A few projects utilizing this technology in hyperconnectivity have come to my mind during the course of Pesce’s talk but I also have some major hurdles to get over. The biggest question that keeps coming to my mind is how to be an overseer of these projects that can properly give guidance to protect against the dangers of students who are bound to speak inappropriately to each other or do hurtful things.

The classroom is broader and has become intertwined. It will become impossible for me to step in when I need to. It is the same with parents whose lives are now becoming increasingly busy and stressful. There is no guidance, supervision or council. It is a world that “seems” to the kids as unpoliced, a place where they could say and do what they wish. They are increasingly bold behind this technology, but yet their words and decisions carry so much weight with their “co-existence”. Texting, My Space or Facebook are all places where students live most of the time and for a majority of them they are places that are unwatched by their parents or adults.

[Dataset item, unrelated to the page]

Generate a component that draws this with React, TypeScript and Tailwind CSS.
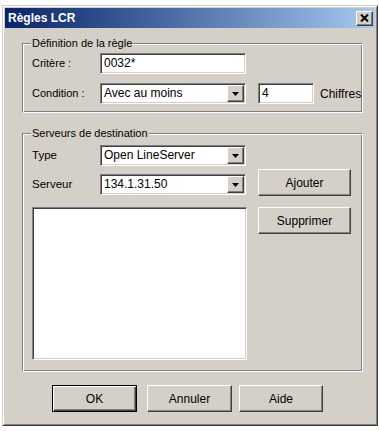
import React from 'react';

const sunken =
  'border border-t-[#808080] border-l-[#808080] border-r-white border-b-white shadow-[inset_1px_1px_0_#404040,inset_-1px_-1px_0_#d4d0c8]';
const raised =
  'border border-t-white border-l-white border-r-[#404040] border-b-[#404040] shadow-[inset_-1px_-1px_0_#808080,inset_1px_1px_0_#d4d0c8]';
const etched =
  'border border-t-[#808080] border-l-[#808080] border-r-white border-b-white shadow-[inset_1px_1px_0_#fff,inset_-1px_-1px_0_#808080]';

function Arrow() {
  return (
    <svg width="7" height="4" viewBox="0 0 7 4">
      <polygon points="0,0 7,0 3.5,4" fill="#000" />
    </svg>
  );
}

function Combo({ value, width = 'w-[146px]' }: { value: string; width?: string }) {
  return (
    <div className={`${width} h-[21px] bg-white ${sunken} p-[1px] flex`}>
      <div className="flex-1 pl-[2px] text-[12px] leading-[17px] text-black whitespace-nowrap overflow-hidden">
        {value}
      </div>
      <div className={`w-[17px] h-[17px] bg-[#d4d0c8] ${raised} flex items-center justify-center`}>
        <Arrow />
      </div>
    </div>
  );
}

function Field({ value, width }: { value: string; width: string }) {
  return (
    <div className={`${width} h-[21px] bg-white ${sunken} px-[3px] text-[12px] leading-[19px] text-black`}>
      {value}
    </div>
  );
}

function Button({ label, width = 'w-[93px]', isDefault = false }: { label: string; width?: string; isDefault?: boolean }) {
  if (isDefault) {
    return (
      <button className={`${width} h-[27px] bg-[#d4d0c8] border border-black shadow-[inset_1px_1px_0_#fff,inset_-1px_-1px_0_#404040,inset_-2px_-2px_0_#808080] text-[12px] text-black`}>
        {label}
      </button>
    );
  }
  return (
    <button className={`${width} h-[27px] bg-[#d4d0c8] ${raised} text-[12px] text-black`}>
      {label}
    </button>
  );
}

export default function App() {
  return (
    <div
      className="w-[379px] h-[431px] bg-white pt-[5px] pl-[2px] overflow-hidden"
      style={{ fontFamily: '"Liberation Sans", Arial, sans-serif' }}
    >
      <div className="w-[376px] h-[421px] bg-[#d4d0c8] border border-t-[#d4d0c8] border-l-[#d4d0c8] border-r-[#404040] border-b-[#404040] shadow-[inset_1px_1px_0_#fff,inset_-1px_-1px_0_#808080] p-[2px] flex flex-col">
        {/* title bar */}
        <div className="h-[20px] bg-linear-to-r from-[#0a246a] to-[#a6caf0] flex items-center justify-between pl-[3px] pr-[2px]">
          <span className="text-white font-bold text-[12px]">Règles LCR</span>
          <div className={`w-[17px] h-[15px] bg-[#d4d0c8] ${raised} flex items-center justify-center`}>
            <svg width="9" height="8" viewBox="0 0 9 8">
              <path d="M1 0.5 L8 7.5 M8 0.5 L1 7.5" stroke="#000" strokeWidth="2" />
            </svg>
          </div>
        </div>

        {/* Définition de la règle */}
        <fieldset className={`ml-[17px] mt-[9px] w-[341px] ${etched} pl-[9px] pb-[8px] text-black`}>
          <legend className="ml-[-1px] px-[1px] text-[11px] leading-[13px] bg-[#d4d0c8]">Définition de la règle</legend>
          <div className="mt-[3px] flex items-center">
            <span className="w-[68px] text-[11px]">Critère :</span>
            <Field value="0032*" width="w-[146px]" />
          </div>
          <div className="mt-[9px] flex items-center">
            <span className="w-[68px] text-[11px]">Condition :</span>
            <Combo value="Avec au moins" />
            <div className="ml-[12px]">
              <Field value="4" width="w-[56px]" />
            </div>
            <span className="ml-[6px] text-[12px] whitespace-nowrap">Chiffres</span>
          </div>
        </fieldset>

        {/* Serveurs de destination */}
        <fieldset className={`ml-[17px] mt-[14px] w-[341px] ${etched} pl-[9px] pb-[11px] text-black`}>
          <legend className="ml-[-1px] px-[1px] text-[11px] leading-[13px] bg-[#d4d0c8]">Serveurs de destination</legend>
          <div className="flex">
            <div className="w-[215px] flex flex-col">
              <div className="mt-[5px] flex items-center">
                <span className="w-[68px] text-[11.5px]">Type</span>
                <Combo value="Open LineServer" />
              </div>
              <div className="mt-[8px] flex items-center">
                <span className="w-[68px] text-[11.5px]">Serveur</span>
                <Combo value="134.1.31.50" />
              </div>
              <div className={`mt-[12px] w-[215px] h-[153px] bg-white ${sunken}`} />
            </div>
            <div className="ml-[11px] mt-[29px] flex flex-col gap-[11px]">
              <Button label="Ajouter" />
              <Button label="Supprimer" />
            </div>
          </div>
        </fieldset>

        {/* bottom buttons */}
        <div className="mt-[13px] ml-[47px] flex">
          <Button label="OK" width="w-[85px]" isDefault />
          <div className="ml-[10px]">
            <Button label="Annuler" width="w-[85px]" />
          </div>
          <div className="ml-[7px]">
            <Button label="Aide" width="w-[84px]" />
          </div>
        </div>
      </div>
    </div>
  );
}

I’m excited to find out more about strategies and techniques that can set up a “focused’ and “controlled” environment where interconnectivity can be had with the presence and guidance of teachers and parents. But most importantly the presence and guidance of our Creator and Savior needs to be closer than the “co-existence” of the rest of the world.

1 comment:

  1. Agreed, we need the parents to help us. We teachers end up feeling like police sometimes. But the bottom line is that it's the parents who need to instill the ethical guidelines into their children's decision making process. They must learn how to use this amazing technology in positive, healthy ways.